• _Aim of the task_
Copy the data below exactly, omitting any picture it contains.

## START Data segment

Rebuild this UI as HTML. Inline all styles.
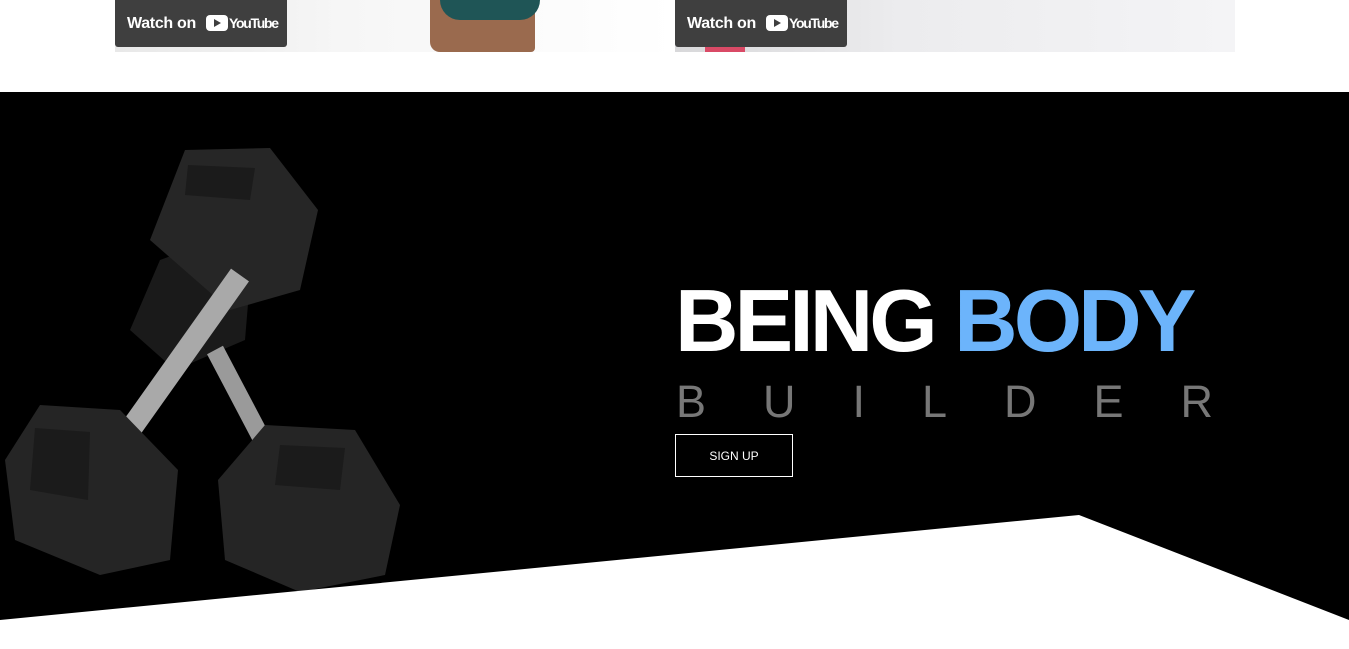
<!DOCTYPE html>
<html><head><meta charset="utf-8"><style>
html,body{margin:0;padding:0;background:#fff;width:1349px;height:649px;overflow:hidden;position:relative;font-family:"Liberation Sans",Arial,sans-serif}
.vid{position:absolute;top:0;height:52px;overflow:hidden}
.yt{position:absolute;left:0;top:0;width:172px;height:47px;background:#3f3f3f;border-radius:0 0 3px 3px;color:#fff;font-weight:bold;font-size:16px;line-height:47px;overflow:hidden}
.yt span{position:absolute;left:12px;top:0;letter-spacing:-0.3px}
.logo{position:absolute;left:91px;top:15px;width:22px;height:16px;background:#fff;border-radius:4px}
.logo:after{content:"";position:absolute;left:8px;top:4px;border-left:7px solid #3f3f3f;border-top:4px solid transparent;border-bottom:4px solid transparent}
.yt b{position:absolute;left:114px;top:0;font-size:14px;letter-spacing:-1.3px}
#hero{position:absolute;left:0;top:92px;width:1349px;height:557px}
.t1{position:absolute;left:675px;top:271px;font-size:88px;font-weight:bold;color:#fff;letter-spacing:-4px;line-height:100px;white-space:nowrap}
.t1 span{color:#6cb4fb}
.t2{position:absolute;left:676px;top:376px;font-size:45px;color:#777;letter-spacing:57px;line-height:52px;white-space:nowrap}
.btn{position:absolute;left:675px;top:434px;width:116px;height:41px;border:1px solid #fff;color:#fff;font-size:12px;text-align:center;line-height:43px}
</style></head><body>
<div class="vid" style="left:115px;width:560px;background:linear-gradient(90deg,#e8e8e8,#f6f6f6 40%,#fff)">
<div style="position:absolute;left:315px;top:0;width:105px;height:52px;background:#9a6a4e;border-radius:0 0 4px 10px"></div>
<div style="position:absolute;left:325px;top:0;width:100px;height:20px;background:#1f5556;border-radius:0 0 20px 20px"></div>
<div class="yt"><span>Watch on</span><div class="logo"></div><b>YouTube</b></div></div>
<div class="vid" style="left:675px;width:560px;background:linear-gradient(90deg,#d8d8da,#ececee 40%,#f4f4f6)">
<div style="position:absolute;left:30px;top:0;width:40px;height:52px;background:#d94a66"></div>
<div class="yt"><span>Watch on</span><div class="logo"></div><b>YouTube</b></div></div>
<svg id="hero" width="1349" height="557" viewBox="0 92 1349 557">
<rect x="0" y="92" width="1349" height="557" fill="#000"/>
<g>
<polygon points="160,260 215,240 250,280 245,340 175,370 130,330" fill="#1a1a1a"/>
<polygon points="185,150 270,148 318,210 300,290 230,310 150,240" fill="#262626"/>
<polygon points="188,165 255,168 250,200 185,195" fill="#1b1b1b"/>
<line x1="240" y1="275" x2="130" y2="430" stroke="#a9a9a9" stroke-width="22"/>
<line x1="215" y1="350" x2="265" y2="445" stroke="#9a9a9a" stroke-width="18"/>
<polygon points="40,405 120,410 178,470 170,560 100,575 15,540 5,460" fill="#252525"/>
<polygon points="35,428 90,432 88,500 30,490" fill="#1b1b1b"/>
<polygon points="265,425 355,430 400,505 385,575 300,592 225,560 218,480" fill="#252525"/>
<polygon points="280,445 345,448 340,490 275,485" fill="#1b1b1b"/>
</g>
<polygon points="0,620 1079,515 1349,620 1349,649 0,649" fill="#fff"/>
</svg>
<div class="t1">BEING <span>BODY</span></div>
<div class="t2">BUILDER</div>
<div class="btn">SIGN UP</div>
</body></html>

## END Data segment

• _Result for this task_
Rebuild this UI as HTML. Inline all styles.
<!DOCTYPE html>
<html><head><meta charset="utf-8"><style>
html,body{margin:0;padding:0;background:#fff;width:1349px;height:649px;overflow:hidden;position:relative;font-family:"Liberation Sans",Arial,sans-serif}
.vid{position:absolute;top:0;height:52px;overflow:hidden}
.yt{position:absolute;left:0;top:0;width:172px;height:47px;background:#3f3f3f;border-radius:0 0 3px 3px;color:#fff;font-weight:bold;font-size:16px;line-height:47px;overflow:hidden}
.yt span{position:absolute;left:12px;top:0;letter-spacing:-0.3px}
.logo{position:absolute;left:91px;top:15px;width:22px;height:16px;background:#fff;border-radius:4px}
.logo:after{content:"";position:absolute;left:8px;top:4px;border-left:7px solid #3f3f3f;border-top:4px solid transparent;border-bottom:4px solid transparent}
.yt b{position:absolute;left:114px;top:0;font-size:14px;letter-spacing:-1.3px}
#hero{position:absolute;left:0;top:92px;width:1349px;height:557px}
.t1{position:absolute;left:675px;top:271px;font-size:88px;font-weight:bold;color:#fff;letter-spacing:-4px;line-height:100px;white-space:nowrap}
.t1 span{color:#6cb4fb}
.t2{position:absolute;left:676px;top:376px;font-size:45px;color:#777;letter-spacing:57px;line-height:52px;white-space:nowrap}
.btn{position:absolute;left:675px;top:434px;width:116px;height:41px;border:1px solid #fff;color:#fff;font-size:12px;text-align:center;line-height:43px}
</style></head><body>
<div class="vid" style="left:115px;width:560px;background:linear-gradient(90deg,#e8e8e8,#f6f6f6 40%,#fff)">
<div style="position:absolute;left:315px;top:0;width:105px;height:52px;background:#9a6a4e;border-radius:0 0 4px 10px"></div>
<div style="position:absolute;left:325px;top:0;width:100px;height:20px;background:#1f5556;border-radius:0 0 20px 20px"></div>
<div class="yt"><span>Watch on</span><div class="logo"></div><b>YouTube</b></div></div>
<div class="vid" style="left:675px;width:560px;background:linear-gradient(90deg,#d8d8da,#ececee 40%,#f4f4f6)">
<div style="position:absolute;left:30px;top:0;width:40px;height:52px;background:#d94a66"></div>
<div class="yt"><span>Watch on</span><div class="logo"></div><b>YouTube</b></div></div>
<svg id="hero" width="1349" height="557" viewBox="0 92 1349 557">
<rect x="0" y="92" width="1349" height="557" fill="#000"/>
<g>
<polygon points="160,260 215,240 250,280 245,340 175,370 130,330" fill="#1a1a1a"/>
<polygon points="185,150 270,148 318,210 300,290 230,310 150,240" fill="#262626"/>
<polygon points="188,165 255,168 250,200 185,195" fill="#1b1b1b"/>
<line x1="240" y1="275" x2="130" y2="430" stroke="#a9a9a9" stroke-width="22"/>
<line x1="215" y1="350" x2="265" y2="445" stroke="#9a9a9a" stroke-width="18"/>
<polygon points="40,405 120,410 178,470 170,560 100,575 15,540 5,460" fill="#252525"/>
<polygon points="35,428 90,432 88,500 30,490" fill="#1b1b1b"/>
<polygon points="265,425 355,430 400,505 385,575 300,592 225,560 218,480" fill="#252525"/>
<polygon points="280,445 345,448 340,490 275,485" fill="#1b1b1b"/>
</g>
<polygon points="0,620 1079,515 1349,620 1349,649 0,649" fill="#fff"/>
</svg>
<div class="t1">BEING <span>BODY</span></div>
<div class="t2">BUILDER</div>
<div class="btn">SIGN UP</div>
</body></html>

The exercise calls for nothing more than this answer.